--- Start Recorded information ---
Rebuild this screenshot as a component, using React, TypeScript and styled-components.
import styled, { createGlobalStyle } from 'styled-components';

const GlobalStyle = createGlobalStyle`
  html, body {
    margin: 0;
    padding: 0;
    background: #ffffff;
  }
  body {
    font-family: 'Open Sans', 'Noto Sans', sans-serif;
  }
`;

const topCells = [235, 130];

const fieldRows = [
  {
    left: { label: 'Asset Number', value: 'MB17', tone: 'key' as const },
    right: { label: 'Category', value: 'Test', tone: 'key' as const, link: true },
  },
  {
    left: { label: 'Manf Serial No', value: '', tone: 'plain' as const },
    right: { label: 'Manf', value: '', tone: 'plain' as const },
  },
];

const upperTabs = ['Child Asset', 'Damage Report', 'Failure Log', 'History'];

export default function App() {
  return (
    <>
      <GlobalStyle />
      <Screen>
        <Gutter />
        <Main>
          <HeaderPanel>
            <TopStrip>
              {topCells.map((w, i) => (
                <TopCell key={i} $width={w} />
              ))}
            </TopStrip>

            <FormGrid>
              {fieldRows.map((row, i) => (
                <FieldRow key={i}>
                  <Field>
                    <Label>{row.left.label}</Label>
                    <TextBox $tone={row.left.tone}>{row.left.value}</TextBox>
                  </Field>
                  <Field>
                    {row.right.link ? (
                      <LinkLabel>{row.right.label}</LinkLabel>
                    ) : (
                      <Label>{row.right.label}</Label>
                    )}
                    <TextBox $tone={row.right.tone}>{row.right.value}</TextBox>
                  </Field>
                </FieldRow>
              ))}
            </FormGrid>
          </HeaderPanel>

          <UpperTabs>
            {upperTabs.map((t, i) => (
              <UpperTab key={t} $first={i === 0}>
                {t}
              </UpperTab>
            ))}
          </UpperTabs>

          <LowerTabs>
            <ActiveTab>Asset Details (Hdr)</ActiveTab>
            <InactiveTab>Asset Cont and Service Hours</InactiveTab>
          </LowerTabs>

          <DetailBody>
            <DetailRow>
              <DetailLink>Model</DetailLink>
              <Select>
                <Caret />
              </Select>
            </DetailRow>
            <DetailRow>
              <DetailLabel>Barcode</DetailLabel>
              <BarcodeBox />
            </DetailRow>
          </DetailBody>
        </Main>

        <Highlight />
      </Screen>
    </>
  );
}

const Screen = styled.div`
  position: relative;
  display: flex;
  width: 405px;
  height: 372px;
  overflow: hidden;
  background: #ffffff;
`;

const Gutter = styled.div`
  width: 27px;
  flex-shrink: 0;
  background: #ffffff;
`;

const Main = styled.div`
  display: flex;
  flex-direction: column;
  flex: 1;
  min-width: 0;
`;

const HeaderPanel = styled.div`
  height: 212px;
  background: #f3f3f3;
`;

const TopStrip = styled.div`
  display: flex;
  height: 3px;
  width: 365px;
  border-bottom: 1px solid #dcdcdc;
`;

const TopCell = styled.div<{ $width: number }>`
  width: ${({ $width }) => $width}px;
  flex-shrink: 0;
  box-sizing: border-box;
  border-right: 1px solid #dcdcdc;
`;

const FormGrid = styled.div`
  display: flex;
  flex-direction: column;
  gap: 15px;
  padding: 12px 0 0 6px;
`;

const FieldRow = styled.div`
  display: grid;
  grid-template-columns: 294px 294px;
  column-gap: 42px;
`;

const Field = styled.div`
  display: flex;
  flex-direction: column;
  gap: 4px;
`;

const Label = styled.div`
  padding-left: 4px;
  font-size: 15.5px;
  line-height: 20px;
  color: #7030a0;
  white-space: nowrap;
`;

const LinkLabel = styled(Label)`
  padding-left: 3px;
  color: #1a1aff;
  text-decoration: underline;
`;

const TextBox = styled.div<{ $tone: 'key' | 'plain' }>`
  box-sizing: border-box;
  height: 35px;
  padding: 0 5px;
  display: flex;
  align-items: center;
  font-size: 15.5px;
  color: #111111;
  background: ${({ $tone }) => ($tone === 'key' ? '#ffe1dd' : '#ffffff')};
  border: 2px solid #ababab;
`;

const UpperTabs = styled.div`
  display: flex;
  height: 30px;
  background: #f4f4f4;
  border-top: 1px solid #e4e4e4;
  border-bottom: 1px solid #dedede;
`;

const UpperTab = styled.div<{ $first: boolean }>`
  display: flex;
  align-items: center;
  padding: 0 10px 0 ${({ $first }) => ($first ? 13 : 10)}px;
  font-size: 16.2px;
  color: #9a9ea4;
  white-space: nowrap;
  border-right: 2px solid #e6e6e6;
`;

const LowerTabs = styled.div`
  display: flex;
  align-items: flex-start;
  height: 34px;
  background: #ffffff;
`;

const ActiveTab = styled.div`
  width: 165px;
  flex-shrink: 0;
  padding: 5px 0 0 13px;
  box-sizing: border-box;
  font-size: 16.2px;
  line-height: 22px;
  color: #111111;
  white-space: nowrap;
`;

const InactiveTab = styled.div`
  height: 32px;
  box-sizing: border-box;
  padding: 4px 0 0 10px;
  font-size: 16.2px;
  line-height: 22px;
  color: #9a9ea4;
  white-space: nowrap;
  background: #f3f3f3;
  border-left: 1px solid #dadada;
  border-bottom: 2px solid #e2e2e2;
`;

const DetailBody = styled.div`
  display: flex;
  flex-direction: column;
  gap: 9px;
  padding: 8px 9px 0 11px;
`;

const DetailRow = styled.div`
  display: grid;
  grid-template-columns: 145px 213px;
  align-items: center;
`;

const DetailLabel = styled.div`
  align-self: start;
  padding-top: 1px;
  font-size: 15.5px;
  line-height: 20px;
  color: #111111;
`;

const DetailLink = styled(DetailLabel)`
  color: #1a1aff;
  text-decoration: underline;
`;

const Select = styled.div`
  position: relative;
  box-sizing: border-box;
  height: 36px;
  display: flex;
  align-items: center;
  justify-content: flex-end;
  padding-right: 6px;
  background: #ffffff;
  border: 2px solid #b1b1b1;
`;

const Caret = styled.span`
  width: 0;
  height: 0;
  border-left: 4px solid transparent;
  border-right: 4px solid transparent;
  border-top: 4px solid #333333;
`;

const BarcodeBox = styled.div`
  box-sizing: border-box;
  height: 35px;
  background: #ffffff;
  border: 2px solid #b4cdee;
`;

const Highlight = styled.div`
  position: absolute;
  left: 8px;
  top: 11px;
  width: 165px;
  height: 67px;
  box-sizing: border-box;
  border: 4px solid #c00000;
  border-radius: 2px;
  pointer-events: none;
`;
--- End Recorded information ---
## Instructions to follow
Restate word for word only the lines running from the beginning of the data to the line holding "const upperTabs = ['Child", both included.

## Solution for this exercise
Rebuild this screenshot as a component, using React, TypeScript and styled-components.
import styled, { createGlobalStyle } from 'styled-components';

const GlobalStyle = createGlobalStyle`
  html, body {
    margin: 0;
    padding: 0;
    background: #ffffff;
  }
  body {
    font-family: 'Open Sans', 'Noto Sans', sans-serif;
  }
`;

const topCells = [235, 130];

const fieldRows = [
  {
    left: { label: 'Asset Number', value: 'MB17', tone: 'key' as const },
    right: { label: 'Category', value: 'Test', tone: 'key' as const, link: true },
  },
  {
    left: { label: 'Manf Serial No', value: '', tone: 'plain' as const },
    right: { label: 'Manf', value: '', tone: 'plain' as const },
  },
];

const upperTabs = ['Child Asset', 'Damage Report', 'Failure Log', 'History'];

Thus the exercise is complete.